— BEGIN EXCERPTED RECORDS —

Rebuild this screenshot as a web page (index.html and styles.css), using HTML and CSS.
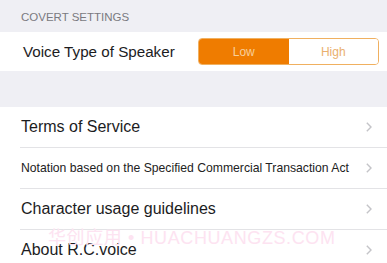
FILE: index.html
```html
<!DOCTYPE html>
<html lang="en">
<head>
  <meta charset="UTF-8">
  <meta name="viewport" content="width=device-width, initial-scale=1.0">
  <title>Settings</title>
  <link rel="stylesheet" href="styles.css">
</head>
<body>
  <div class="section-header">COVERT SETTINGS</div>
  <div class="group">
    <div class="row voice-row">
      <span class="label voice-label">Voice Type of Speaker</span>
      <div class="segmented">
        <button class="segment active">Low</button>
        <button class="segment">High</button>
      </div>
    </div>
  </div>

  <div class="spacer"></div>

  <div class="group list">
    <div class="row link-row">
      <span class="label">Terms of Service</span>
      <svg class="chevron" viewBox="0 0 6 10"><polyline points="0.8,0.8 5,5 0.8,9.2"/></svg>
    </div>
    <div class="row link-row">
      <span class="label small">Notation based on the Specified Commercial Transaction Act</span>
      <svg class="chevron" viewBox="0 0 6 10"><polyline points="0.8,0.8 5,5 0.8,9.2"/></svg>
    </div>
    <div class="row link-row">
      <span class="label">Character usage guidelines</span>
      <svg class="chevron" viewBox="0 0 6 10"><polyline points="0.8,0.8 5,5 0.8,9.2"/></svg>
    </div>
    <div class="row link-row">
      <span class="label">About R.C.voice</span>
      <svg class="chevron" viewBox="0 0 6 10"><polyline points="0.8,0.8 5,5 0.8,9.2"/></svg>
    </div>
  </div>

  <div class="watermark">华创应用 • HUACHUANGZS.COM</div>
</body>
</html>
```

FILE: styles.css
```css
body {
  font-family: "Liberation Sans", Arial, "Noto Sans CJK SC", sans-serif;
  margin: 0;
  background-color: #efeff4;
  color: #1c1c1e;
  position: relative;
  overflow: hidden;
  height: 263px;
}

.section-header {
  height: 32px;
  padding-left: 21px;
  font-size: 11.5px;
  line-height: 34px;
  color: #7a7a80;
}

.group {
  background: #ffffff;
}

.row {
  display: flex;
  align-items: center;
  justify-content: space-between;
}

.voice-row {
  height: 39px;
  padding: 0 8px 0 23px;
}

.label {
  font-size: 16px;
}

.voice-label {
  font-size: 15.2px;
}

.label.small {
  font-size: 12.2px;
  color: #222;
}

.segmented {
  display: flex;
  width: 181px;
  height: 27px;
  border: 1px solid #f0b060;
  border-radius: 4px;
  overflow: hidden;
  box-sizing: border-box;
}

.segment {
  flex: 1;
  border: none;
  margin: 0;
  padding: 0;
  font-family: inherit;
  font-size: 12px;
  background: #ffffff;
  color: #eab06e;
}

.segment.active {
  background: #ef7c00;
  color: #f8cf9a;
}

.spacer {
  height: 36px;
}

.link-row {
  height: 40px;
  margin-left: 20px;
  padding: 0 15px 0 1px;
  border-bottom: 1px solid #e3e3e6;
}

.chevron {
  width: 6px;
  height: 10px;
  fill: none;
  stroke: #c4c4c8;
  stroke-width: 1.4;
}

.watermark {
  position: absolute;
  left: 48px;
  top: 229px;
  font-size: 18px;
  line-height: 1;
  color: #fde3f1;
  letter-spacing: 0.6px;
  pointer-events: none;
}
```
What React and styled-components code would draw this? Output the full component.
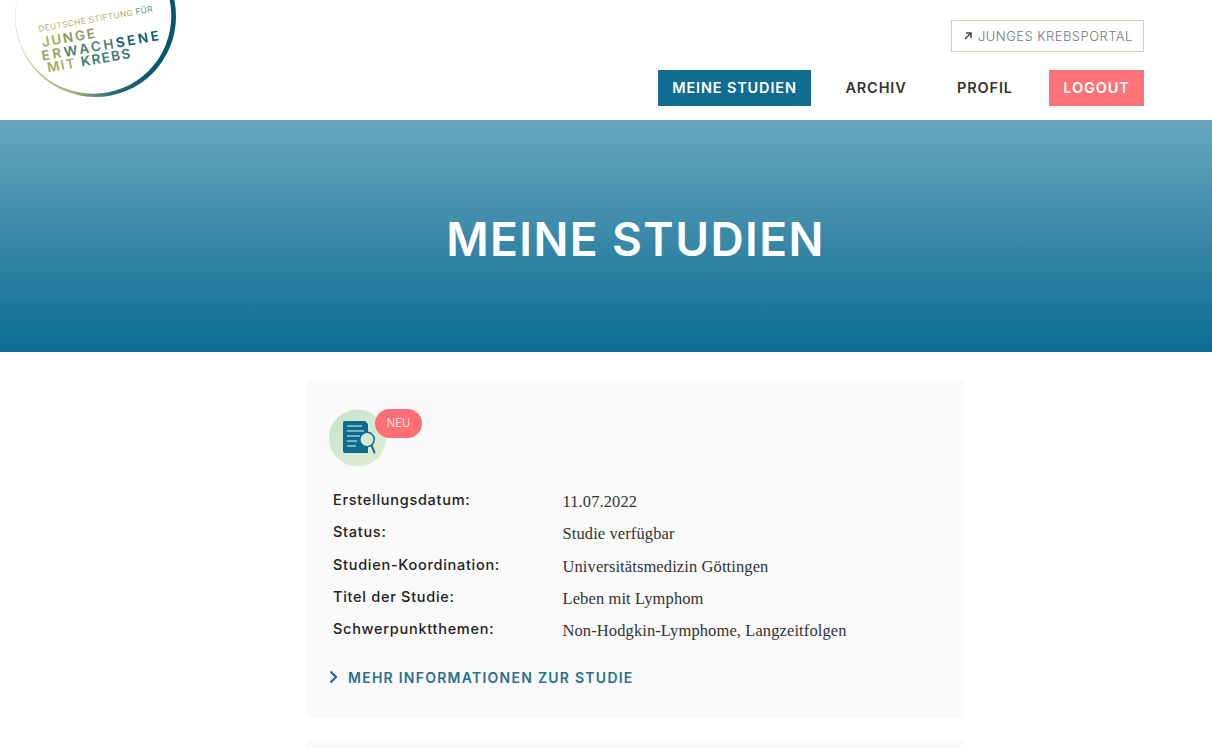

— END EXCERPTED RECORDS —

**REQUIREMENT:** Restate the records above in full, word for word. Keep pictures out.

**CORRECT RESPONSE:**
Rebuild this screenshot as a web page (index.html and styles.css), using HTML and CSS.
FILE: index.html
```html
<!DOCTYPE html>
<html lang="en">
<head>
  <meta charset="UTF-8">
  <meta name="viewport" content="width=device-width, initial-scale=1.0">
  <title>Settings</title>
  <link rel="stylesheet" href="styles.css">
</head>
<body>
  <div class="section-header">COVERT SETTINGS</div>
  <div class="group">
    <div class="row voice-row">
      <span class="label voice-label">Voice Type of Speaker</span>
      <div class="segmented">
        <button class="segment active">Low</button>
        <button class="segment">High</button>
      </div>
    </div>
  </div>

  <div class="spacer"></div>

  <div class="group list">
    <div class="row link-row">
      <span class="label">Terms of Service</span>
      <svg class="chevron" viewBox="0 0 6 10"><polyline points="0.8,0.8 5,5 0.8,9.2"/></svg>
    </div>
    <div class="row link-row">
      <span class="label small">Notation based on the Specified Commercial Transaction Act</span>
      <svg class="chevron" viewBox="0 0 6 10"><polyline points="0.8,0.8 5,5 0.8,9.2"/></svg>
    </div>
    <div class="row link-row">
      <span class="label">Character usage guidelines</span>
      <svg class="chevron" viewBox="0 0 6 10"><polyline points="0.8,0.8 5,5 0.8,9.2"/></svg>
    </div>
    <div class="row link-row">
      <span class="label">About R.C.voice</span>
      <svg class="chevron" viewBox="0 0 6 10"><polyline points="0.8,0.8 5,5 0.8,9.2"/></svg>
    </div>
  </div>

  <div class="watermark">华创应用 • HUACHUANGZS.COM</div>
</body>
</html>
```

FILE: styles.css
```css
body {
  font-family: "Liberation Sans", Arial, "Noto Sans CJK SC", sans-serif;
  margin: 0;
  background-color: #efeff4;
  color: #1c1c1e;
  position: relative;
  overflow: hidden;
  height: 263px;
}

.section-header {
  height: 32px;
  padding-left: 21px;
  font-size: 11.5px;
  line-height: 34px;
  color: #7a7a80;
}

.group {
  background: #ffffff;
}

.row {
  display: flex;
  align-items: center;
  justify-content: space-between;
}

.voice-row {
  height: 39px;
  padding: 0 8px 0 23px;
}

.label {
  font-size: 16px;
}

.voice-label {
  font-size: 15.2px;
}

.label.small {
  font-size: 12.2px;
  color: #222;
}

.segmented {
  display: flex;
  width: 181px;
  height: 27px;
  border: 1px solid #f0b060;
  border-radius: 4px;
  overflow: hidden;
  box-sizing: border-box;
}

.segment {
  flex: 1;
  border: none;
  margin: 0;
  padding: 0;
  font-family: inherit;
  font-size: 12px;
  background: #ffffff;
  color: #eab06e;
}

.segment.active {
  background: #ef7c00;
  color: #f8cf9a;
}

.spacer {
  height: 36px;
}

.link-row {
  height: 40px;
  margin-left: 20px;
  padding: 0 15px 0 1px;
  border-bottom: 1px solid #e3e3e6;
}

.chevron {
  width: 6px;
  height: 10px;
  fill: none;
  stroke: #c4c4c8;
  stroke-width: 1.4;
}

.watermark {
  position: absolute;
  left: 48px;
  top: 229px;
  font-size: 18px;
  line-height: 1;
  color: #fde3f1;
  letter-spacing: 0.6px;
  pointer-events: none;
}
```
What React and styled-components code would draw this? Output the full component.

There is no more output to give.